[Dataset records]
>> BEGIN

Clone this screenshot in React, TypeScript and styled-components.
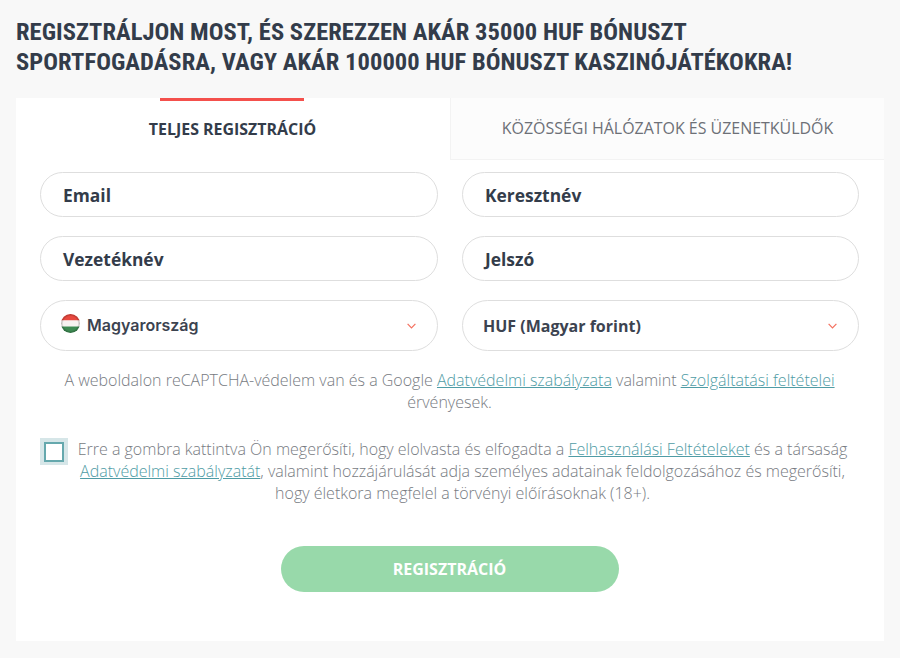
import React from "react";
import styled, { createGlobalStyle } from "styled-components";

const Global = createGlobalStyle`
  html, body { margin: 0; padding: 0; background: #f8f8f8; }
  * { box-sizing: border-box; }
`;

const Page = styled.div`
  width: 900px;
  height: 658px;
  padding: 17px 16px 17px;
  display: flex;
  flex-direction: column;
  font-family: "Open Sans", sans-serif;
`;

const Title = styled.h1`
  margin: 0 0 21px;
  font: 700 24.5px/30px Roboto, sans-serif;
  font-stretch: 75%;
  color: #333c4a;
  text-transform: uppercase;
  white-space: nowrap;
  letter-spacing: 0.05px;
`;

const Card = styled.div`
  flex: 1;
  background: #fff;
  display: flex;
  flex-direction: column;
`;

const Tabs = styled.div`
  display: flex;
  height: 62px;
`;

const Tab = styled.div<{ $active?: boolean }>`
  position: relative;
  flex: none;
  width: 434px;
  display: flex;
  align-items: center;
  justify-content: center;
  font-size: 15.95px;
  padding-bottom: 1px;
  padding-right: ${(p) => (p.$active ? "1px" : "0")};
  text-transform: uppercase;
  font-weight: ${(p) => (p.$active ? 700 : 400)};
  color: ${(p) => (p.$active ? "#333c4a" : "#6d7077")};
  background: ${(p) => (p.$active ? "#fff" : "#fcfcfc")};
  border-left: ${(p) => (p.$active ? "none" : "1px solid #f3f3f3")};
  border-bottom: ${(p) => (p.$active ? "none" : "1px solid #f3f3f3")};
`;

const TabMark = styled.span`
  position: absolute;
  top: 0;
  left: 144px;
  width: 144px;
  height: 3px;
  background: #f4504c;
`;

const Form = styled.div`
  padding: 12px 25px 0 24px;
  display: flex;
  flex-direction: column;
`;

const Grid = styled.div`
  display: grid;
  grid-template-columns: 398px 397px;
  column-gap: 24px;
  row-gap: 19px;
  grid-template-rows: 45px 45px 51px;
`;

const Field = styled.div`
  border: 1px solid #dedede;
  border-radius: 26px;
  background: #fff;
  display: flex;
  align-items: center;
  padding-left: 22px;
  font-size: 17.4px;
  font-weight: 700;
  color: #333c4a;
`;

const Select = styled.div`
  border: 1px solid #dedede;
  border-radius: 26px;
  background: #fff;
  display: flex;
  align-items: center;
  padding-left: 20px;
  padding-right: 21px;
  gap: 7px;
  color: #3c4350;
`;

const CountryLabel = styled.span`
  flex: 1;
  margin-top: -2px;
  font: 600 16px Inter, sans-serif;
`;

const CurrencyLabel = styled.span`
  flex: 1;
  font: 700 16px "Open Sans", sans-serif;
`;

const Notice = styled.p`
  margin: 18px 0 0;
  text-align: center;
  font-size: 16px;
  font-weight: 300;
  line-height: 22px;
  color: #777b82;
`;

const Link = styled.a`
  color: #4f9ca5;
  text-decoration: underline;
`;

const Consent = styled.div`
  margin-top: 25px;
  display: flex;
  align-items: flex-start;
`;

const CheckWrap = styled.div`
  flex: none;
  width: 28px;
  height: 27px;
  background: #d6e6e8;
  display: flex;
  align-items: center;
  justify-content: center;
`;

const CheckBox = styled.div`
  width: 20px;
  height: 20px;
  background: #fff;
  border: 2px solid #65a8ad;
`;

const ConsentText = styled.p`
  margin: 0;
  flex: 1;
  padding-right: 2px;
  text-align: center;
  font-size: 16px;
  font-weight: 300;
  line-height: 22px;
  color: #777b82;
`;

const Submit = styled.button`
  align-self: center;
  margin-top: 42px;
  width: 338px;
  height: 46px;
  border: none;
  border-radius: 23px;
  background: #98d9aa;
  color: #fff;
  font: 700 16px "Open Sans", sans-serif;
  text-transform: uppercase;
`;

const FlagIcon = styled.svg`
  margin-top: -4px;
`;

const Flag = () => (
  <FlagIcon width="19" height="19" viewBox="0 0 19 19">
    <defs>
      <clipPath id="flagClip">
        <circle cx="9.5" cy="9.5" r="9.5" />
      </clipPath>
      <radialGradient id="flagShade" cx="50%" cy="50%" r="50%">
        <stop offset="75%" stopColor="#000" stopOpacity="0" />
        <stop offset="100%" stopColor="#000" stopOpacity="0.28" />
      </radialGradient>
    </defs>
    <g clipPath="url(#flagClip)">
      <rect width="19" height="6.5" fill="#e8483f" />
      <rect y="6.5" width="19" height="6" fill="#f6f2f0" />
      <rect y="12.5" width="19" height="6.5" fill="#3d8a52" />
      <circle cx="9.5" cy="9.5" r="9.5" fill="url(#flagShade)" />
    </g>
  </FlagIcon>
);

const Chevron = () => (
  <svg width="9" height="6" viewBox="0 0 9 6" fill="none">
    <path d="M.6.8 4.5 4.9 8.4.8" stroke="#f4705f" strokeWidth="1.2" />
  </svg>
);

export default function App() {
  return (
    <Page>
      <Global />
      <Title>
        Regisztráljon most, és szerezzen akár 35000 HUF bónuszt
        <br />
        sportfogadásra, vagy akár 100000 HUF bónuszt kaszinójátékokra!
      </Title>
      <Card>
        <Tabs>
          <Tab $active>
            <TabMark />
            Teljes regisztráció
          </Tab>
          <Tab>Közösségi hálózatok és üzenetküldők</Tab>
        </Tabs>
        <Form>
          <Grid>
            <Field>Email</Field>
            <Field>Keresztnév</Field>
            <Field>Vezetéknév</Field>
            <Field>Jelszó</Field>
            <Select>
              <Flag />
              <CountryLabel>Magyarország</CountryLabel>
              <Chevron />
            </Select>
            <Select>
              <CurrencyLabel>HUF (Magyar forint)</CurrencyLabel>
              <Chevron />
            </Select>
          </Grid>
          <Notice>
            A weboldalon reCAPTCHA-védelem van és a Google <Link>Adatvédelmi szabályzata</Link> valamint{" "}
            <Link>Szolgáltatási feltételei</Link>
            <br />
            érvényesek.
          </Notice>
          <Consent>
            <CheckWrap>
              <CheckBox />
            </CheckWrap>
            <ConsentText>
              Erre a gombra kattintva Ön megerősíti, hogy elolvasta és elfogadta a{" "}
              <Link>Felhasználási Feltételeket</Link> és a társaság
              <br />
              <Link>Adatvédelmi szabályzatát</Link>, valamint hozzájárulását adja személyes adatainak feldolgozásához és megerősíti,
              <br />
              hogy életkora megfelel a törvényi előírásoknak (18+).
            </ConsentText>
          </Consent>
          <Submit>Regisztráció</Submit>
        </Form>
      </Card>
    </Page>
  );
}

>> END
>> BEGIN

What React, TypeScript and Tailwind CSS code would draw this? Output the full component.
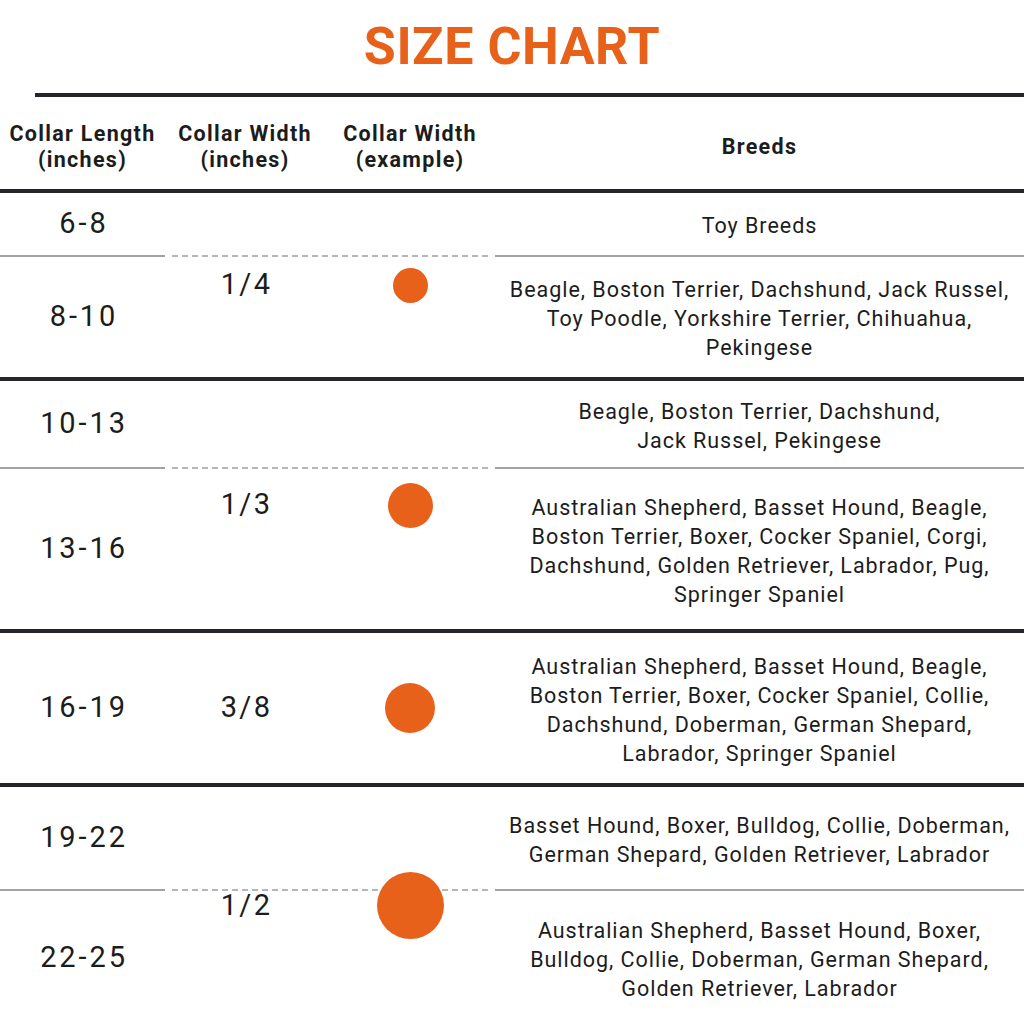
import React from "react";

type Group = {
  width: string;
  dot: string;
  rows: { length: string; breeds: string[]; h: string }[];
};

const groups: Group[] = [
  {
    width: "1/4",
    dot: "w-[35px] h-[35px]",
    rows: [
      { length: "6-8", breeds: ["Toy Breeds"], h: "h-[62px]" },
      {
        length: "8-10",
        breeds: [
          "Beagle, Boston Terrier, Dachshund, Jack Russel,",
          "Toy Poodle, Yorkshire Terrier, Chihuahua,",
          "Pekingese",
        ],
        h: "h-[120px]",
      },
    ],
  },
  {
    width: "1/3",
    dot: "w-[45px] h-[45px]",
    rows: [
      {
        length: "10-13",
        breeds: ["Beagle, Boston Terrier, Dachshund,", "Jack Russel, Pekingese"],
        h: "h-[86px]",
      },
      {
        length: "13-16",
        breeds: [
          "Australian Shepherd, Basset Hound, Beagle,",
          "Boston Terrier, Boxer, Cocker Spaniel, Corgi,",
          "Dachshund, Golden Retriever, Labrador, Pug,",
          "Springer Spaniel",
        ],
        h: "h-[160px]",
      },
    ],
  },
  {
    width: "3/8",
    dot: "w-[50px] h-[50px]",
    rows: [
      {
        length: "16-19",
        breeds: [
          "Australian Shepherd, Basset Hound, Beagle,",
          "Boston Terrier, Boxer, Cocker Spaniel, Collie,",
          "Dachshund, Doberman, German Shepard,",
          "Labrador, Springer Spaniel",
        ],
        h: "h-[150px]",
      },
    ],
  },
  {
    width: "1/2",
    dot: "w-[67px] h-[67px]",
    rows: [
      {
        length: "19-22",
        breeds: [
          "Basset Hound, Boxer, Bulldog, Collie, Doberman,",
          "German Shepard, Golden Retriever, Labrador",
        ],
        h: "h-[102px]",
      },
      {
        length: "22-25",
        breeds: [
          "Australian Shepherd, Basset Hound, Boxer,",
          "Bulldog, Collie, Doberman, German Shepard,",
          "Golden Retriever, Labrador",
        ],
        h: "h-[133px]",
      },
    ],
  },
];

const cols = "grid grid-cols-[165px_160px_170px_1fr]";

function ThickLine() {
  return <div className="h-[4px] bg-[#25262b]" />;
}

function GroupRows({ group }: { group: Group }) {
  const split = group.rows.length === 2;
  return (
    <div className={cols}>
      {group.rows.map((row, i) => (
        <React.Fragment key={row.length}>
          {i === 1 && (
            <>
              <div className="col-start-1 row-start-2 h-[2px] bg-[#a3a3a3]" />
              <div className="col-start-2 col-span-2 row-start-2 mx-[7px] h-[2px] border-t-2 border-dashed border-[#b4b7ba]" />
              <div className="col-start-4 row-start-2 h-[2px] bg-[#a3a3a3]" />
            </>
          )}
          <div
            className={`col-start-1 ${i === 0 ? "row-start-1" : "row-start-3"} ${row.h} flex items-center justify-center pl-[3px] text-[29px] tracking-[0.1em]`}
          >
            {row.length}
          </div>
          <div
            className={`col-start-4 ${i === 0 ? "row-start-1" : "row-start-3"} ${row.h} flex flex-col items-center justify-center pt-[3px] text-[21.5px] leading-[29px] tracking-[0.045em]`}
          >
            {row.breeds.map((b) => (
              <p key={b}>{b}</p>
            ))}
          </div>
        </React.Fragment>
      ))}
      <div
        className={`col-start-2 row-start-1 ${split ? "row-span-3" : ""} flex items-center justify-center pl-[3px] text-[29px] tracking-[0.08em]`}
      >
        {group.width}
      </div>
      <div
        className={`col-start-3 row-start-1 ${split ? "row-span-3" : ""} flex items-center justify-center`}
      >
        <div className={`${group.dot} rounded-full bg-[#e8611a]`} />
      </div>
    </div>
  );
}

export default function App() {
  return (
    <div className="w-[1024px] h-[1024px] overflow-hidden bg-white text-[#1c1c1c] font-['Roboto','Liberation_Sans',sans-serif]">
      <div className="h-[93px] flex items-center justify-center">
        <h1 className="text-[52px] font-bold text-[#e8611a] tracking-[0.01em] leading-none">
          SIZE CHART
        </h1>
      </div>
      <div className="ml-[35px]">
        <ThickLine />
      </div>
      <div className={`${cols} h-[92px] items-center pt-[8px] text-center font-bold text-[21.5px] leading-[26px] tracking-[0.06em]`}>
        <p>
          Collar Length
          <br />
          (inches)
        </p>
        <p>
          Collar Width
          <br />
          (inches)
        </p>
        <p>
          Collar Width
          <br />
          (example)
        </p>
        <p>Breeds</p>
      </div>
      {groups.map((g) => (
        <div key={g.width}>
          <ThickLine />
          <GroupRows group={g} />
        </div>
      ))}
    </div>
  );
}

>> END

SET TASK:
Across the material above, count every line holding "full" and write down only the number.

RESULT FOR THIS EXERCISE:
2